- _WHAT IS EXPECTED_
Repeat each entry as written, dropping any picture you find.
────────────────
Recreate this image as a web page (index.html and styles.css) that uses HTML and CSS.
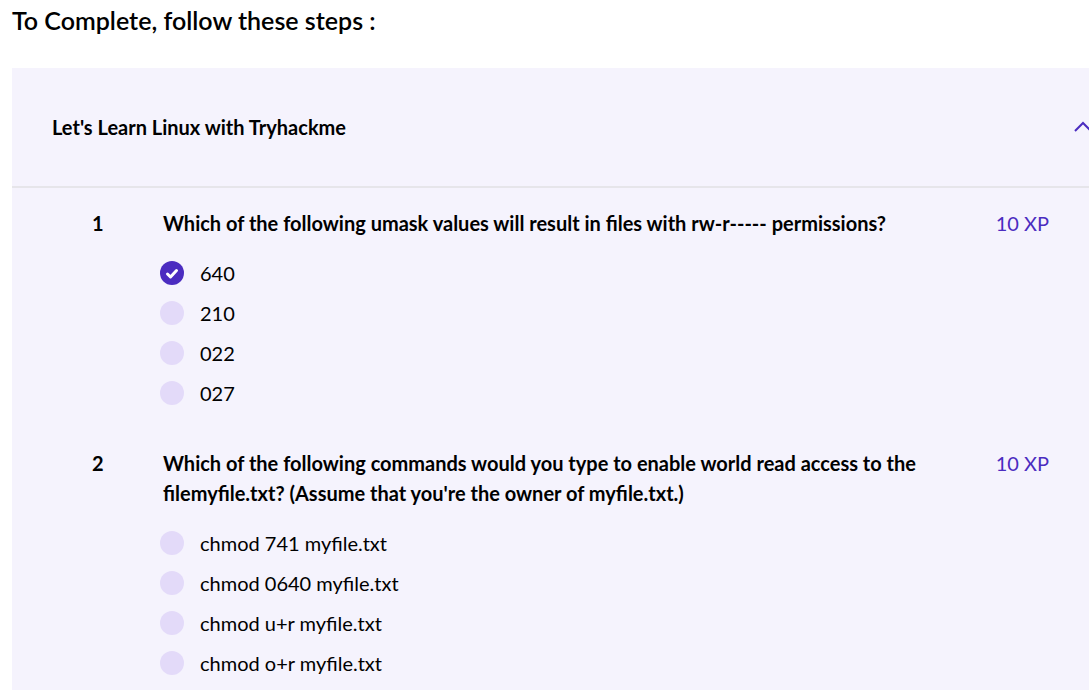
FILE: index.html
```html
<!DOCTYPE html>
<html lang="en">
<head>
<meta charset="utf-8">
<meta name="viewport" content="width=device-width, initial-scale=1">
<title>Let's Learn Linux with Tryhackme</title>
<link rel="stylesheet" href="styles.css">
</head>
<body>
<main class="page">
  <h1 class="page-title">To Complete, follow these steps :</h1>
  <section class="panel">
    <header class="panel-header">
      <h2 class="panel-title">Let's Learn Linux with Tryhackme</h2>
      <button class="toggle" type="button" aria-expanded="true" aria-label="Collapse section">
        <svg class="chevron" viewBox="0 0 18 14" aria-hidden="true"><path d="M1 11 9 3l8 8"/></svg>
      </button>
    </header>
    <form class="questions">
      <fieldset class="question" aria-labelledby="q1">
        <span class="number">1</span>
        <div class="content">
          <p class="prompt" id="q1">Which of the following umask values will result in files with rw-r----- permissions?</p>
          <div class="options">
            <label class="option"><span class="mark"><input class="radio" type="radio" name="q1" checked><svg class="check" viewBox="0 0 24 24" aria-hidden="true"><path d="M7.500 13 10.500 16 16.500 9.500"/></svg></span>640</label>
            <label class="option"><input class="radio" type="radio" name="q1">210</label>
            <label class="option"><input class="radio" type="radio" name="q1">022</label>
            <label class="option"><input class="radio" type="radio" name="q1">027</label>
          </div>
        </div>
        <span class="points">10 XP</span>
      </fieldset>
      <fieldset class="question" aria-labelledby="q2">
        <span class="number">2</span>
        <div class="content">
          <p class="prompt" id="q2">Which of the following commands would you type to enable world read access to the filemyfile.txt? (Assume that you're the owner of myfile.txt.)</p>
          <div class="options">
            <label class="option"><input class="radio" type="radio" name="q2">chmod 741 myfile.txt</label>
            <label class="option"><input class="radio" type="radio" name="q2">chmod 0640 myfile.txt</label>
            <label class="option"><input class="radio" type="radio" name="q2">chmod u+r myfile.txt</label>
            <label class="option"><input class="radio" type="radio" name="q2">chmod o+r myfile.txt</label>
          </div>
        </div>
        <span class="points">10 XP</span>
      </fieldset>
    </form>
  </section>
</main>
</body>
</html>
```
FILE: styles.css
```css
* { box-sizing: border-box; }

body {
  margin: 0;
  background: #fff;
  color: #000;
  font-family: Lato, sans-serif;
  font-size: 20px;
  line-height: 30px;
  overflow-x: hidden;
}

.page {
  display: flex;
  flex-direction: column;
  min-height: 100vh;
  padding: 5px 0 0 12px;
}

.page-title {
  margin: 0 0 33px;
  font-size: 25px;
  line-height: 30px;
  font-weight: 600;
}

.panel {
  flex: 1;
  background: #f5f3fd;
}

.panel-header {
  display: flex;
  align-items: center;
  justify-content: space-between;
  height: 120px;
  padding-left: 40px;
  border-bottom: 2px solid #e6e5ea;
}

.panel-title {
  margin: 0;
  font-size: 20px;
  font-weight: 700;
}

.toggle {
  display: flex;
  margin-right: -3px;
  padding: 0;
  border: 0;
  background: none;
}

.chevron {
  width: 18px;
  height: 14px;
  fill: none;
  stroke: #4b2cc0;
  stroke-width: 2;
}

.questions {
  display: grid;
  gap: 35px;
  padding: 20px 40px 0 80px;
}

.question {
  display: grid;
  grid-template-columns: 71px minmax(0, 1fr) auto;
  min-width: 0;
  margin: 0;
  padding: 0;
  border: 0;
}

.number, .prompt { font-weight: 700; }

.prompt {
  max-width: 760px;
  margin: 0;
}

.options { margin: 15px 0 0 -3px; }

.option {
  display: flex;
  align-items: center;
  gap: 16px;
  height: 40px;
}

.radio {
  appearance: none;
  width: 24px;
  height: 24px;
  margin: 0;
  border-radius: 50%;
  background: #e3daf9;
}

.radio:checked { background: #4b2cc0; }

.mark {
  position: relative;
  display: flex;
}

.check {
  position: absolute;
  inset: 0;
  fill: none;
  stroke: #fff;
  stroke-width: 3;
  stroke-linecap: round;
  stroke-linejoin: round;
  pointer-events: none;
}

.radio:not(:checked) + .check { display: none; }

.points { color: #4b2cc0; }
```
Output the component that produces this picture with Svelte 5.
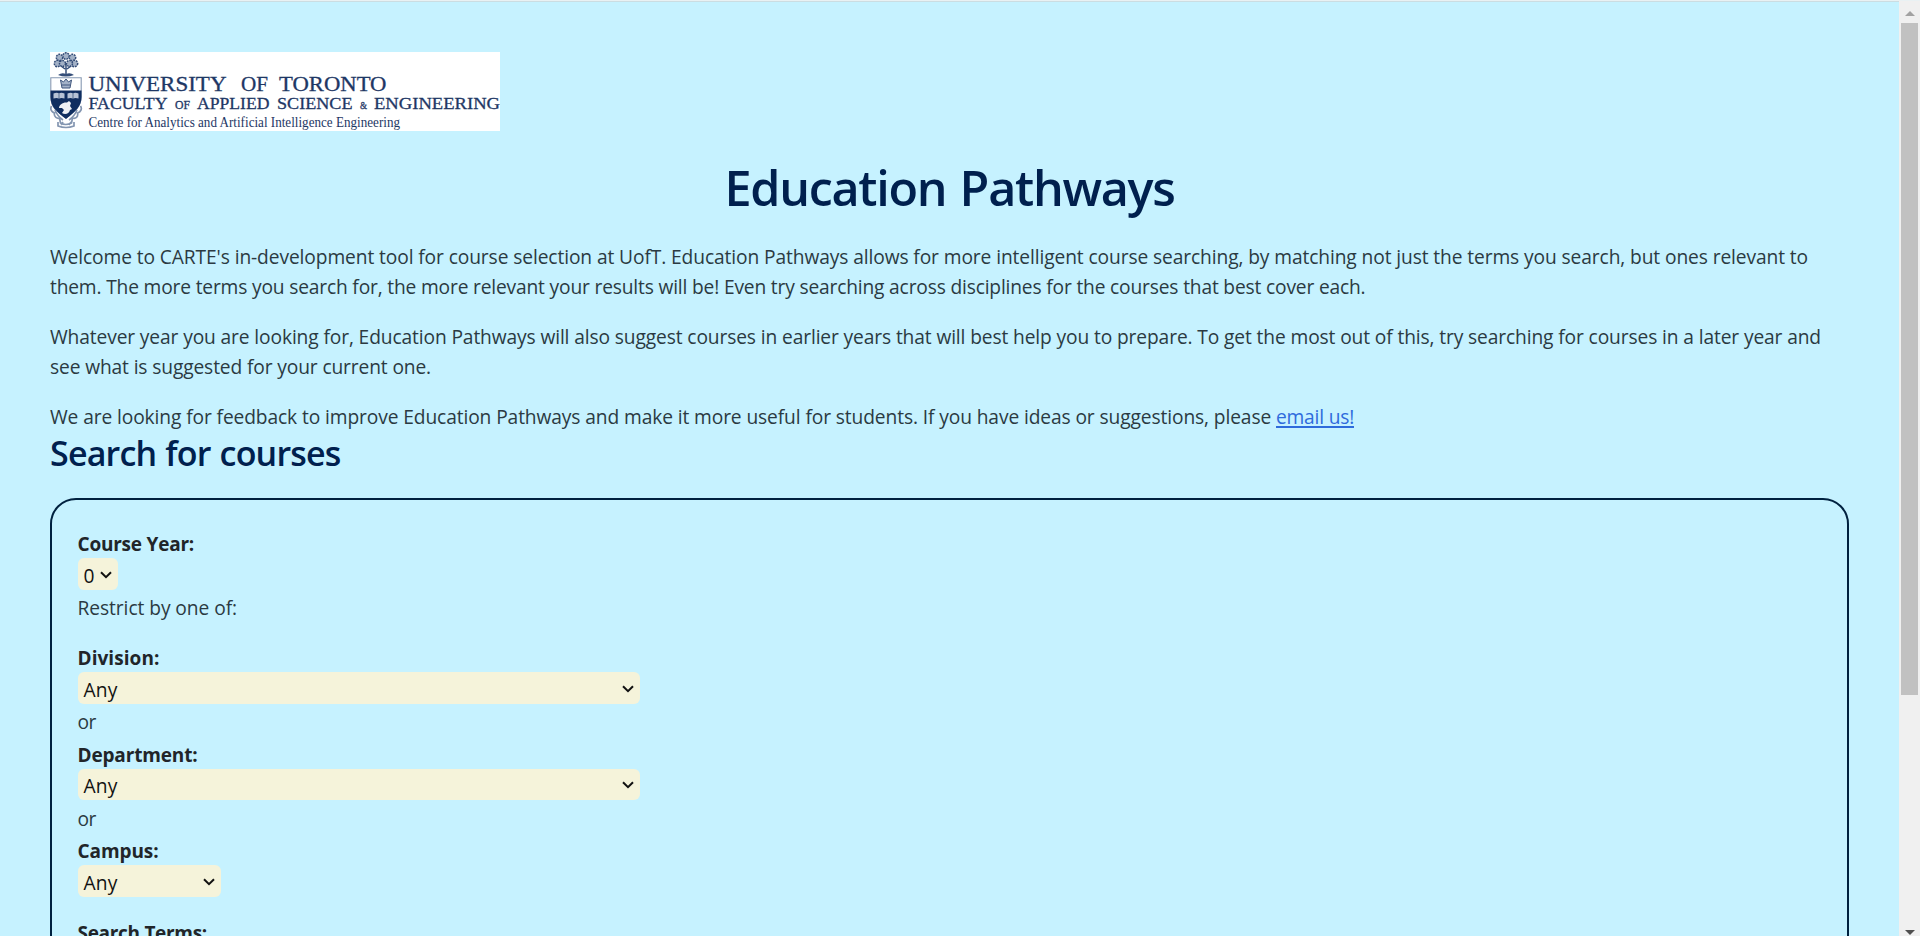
────────────────
- _WRITTEN SOLUTION_
Recreate this image as a web page (index.html and styles.css) that uses HTML and CSS.
FILE: index.html
```html
<!DOCTYPE html>
<html lang="en">
<head>
<meta charset="utf-8">
<meta name="viewport" content="width=device-width, initial-scale=1">
<title>Let's Learn Linux with Tryhackme</title>
<link rel="stylesheet" href="styles.css">
</head>
<body>
<main class="page">
  <h1 class="page-title">To Complete, follow these steps :</h1>
  <section class="panel">
    <header class="panel-header">
      <h2 class="panel-title">Let's Learn Linux with Tryhackme</h2>
      <button class="toggle" type="button" aria-expanded="true" aria-label="Collapse section">
        <svg class="chevron" viewBox="0 0 18 14" aria-hidden="true"><path d="M1 11 9 3l8 8"/></svg>
      </button>
    </header>
    <form class="questions">
      <fieldset class="question" aria-labelledby="q1">
        <span class="number">1</span>
        <div class="content">
          <p class="prompt" id="q1">Which of the following umask values will result in files with rw-r----- permissions?</p>
          <div class="options">
            <label class="option"><span class="mark"><input class="radio" type="radio" name="q1" checked><svg class="check" viewBox="0 0 24 24" aria-hidden="true"><path d="M7.500 13 10.500 16 16.500 9.500"/></svg></span>640</label>
            <label class="option"><input class="radio" type="radio" name="q1">210</label>
            <label class="option"><input class="radio" type="radio" name="q1">022</label>
            <label class="option"><input class="radio" type="radio" name="q1">027</label>
          </div>
        </div>
        <span class="points">10 XP</span>
      </fieldset>
      <fieldset class="question" aria-labelledby="q2">
        <span class="number">2</span>
        <div class="content">
          <p class="prompt" id="q2">Which of the following commands would you type to enable world read access to the filemyfile.txt? (Assume that you're the owner of myfile.txt.)</p>
          <div class="options">
            <label class="option"><input class="radio" type="radio" name="q2">chmod 741 myfile.txt</label>
            <label class="option"><input class="radio" type="radio" name="q2">chmod 0640 myfile.txt</label>
            <label class="option"><input class="radio" type="radio" name="q2">chmod u+r myfile.txt</label>
            <label class="option"><input class="radio" type="radio" name="q2">chmod o+r myfile.txt</label>
          </div>
        </div>
        <span class="points">10 XP</span>
      </fieldset>
    </form>
  </section>
</main>
</body>
</html>
```
FILE: styles.css
```css
* { box-sizing: border-box; }

body {
  margin: 0;
  background: #fff;
  color: #000;
  font-family: Lato, sans-serif;
  font-size: 20px;
  line-height: 30px;
  overflow-x: hidden;
}

.page {
  display: flex;
  flex-direction: column;
  min-height: 100vh;
  padding: 5px 0 0 12px;
}

.page-title {
  margin: 0 0 33px;
  font-size: 25px;
  line-height: 30px;
  font-weight: 600;
}

.panel {
  flex: 1;
  background: #f5f3fd;
}

.panel-header {
  display: flex;
  align-items: center;
  justify-content: space-between;
  height: 120px;
  padding-left: 40px;
  border-bottom: 2px solid #e6e5ea;
}

.panel-title {
  margin: 0;
  font-size: 20px;
  font-weight: 700;
}

.toggle {
  display: flex;
  margin-right: -3px;
  padding: 0;
  border: 0;
  background: none;
}

.chevron {
  width: 18px;
  height: 14px;
  fill: none;
  stroke: #4b2cc0;
  stroke-width: 2;
}

.questions {
  display: grid;
  gap: 35px;
  padding: 20px 40px 0 80px;
}

.question {
  display: grid;
  grid-template-columns: 71px minmax(0, 1fr) auto;
  min-width: 0;
  margin: 0;
  padding: 0;
  border: 0;
}

.number, .prompt { font-weight: 700; }

.prompt {
  max-width: 760px;
  margin: 0;
}

.options { margin: 15px 0 0 -3px; }

.option {
  display: flex;
  align-items: center;
  gap: 16px;
  height: 40px;
}

.radio {
  appearance: none;
  width: 24px;
  height: 24px;
  margin: 0;
  border-radius: 50%;
  background: #e3daf9;
}

.radio:checked { background: #4b2cc0; }

.mark {
  position: relative;
  display: flex;
}

.check {
  position: absolute;
  inset: 0;
  fill: none;
  stroke: #fff;
  stroke-width: 3;
  stroke-linecap: round;
  stroke-linejoin: round;
  pointer-events: none;
}

.radio:not(:checked) + .check { display: none; }

.points { color: #4b2cc0; }
```
Output the component that produces this picture with Svelte 5.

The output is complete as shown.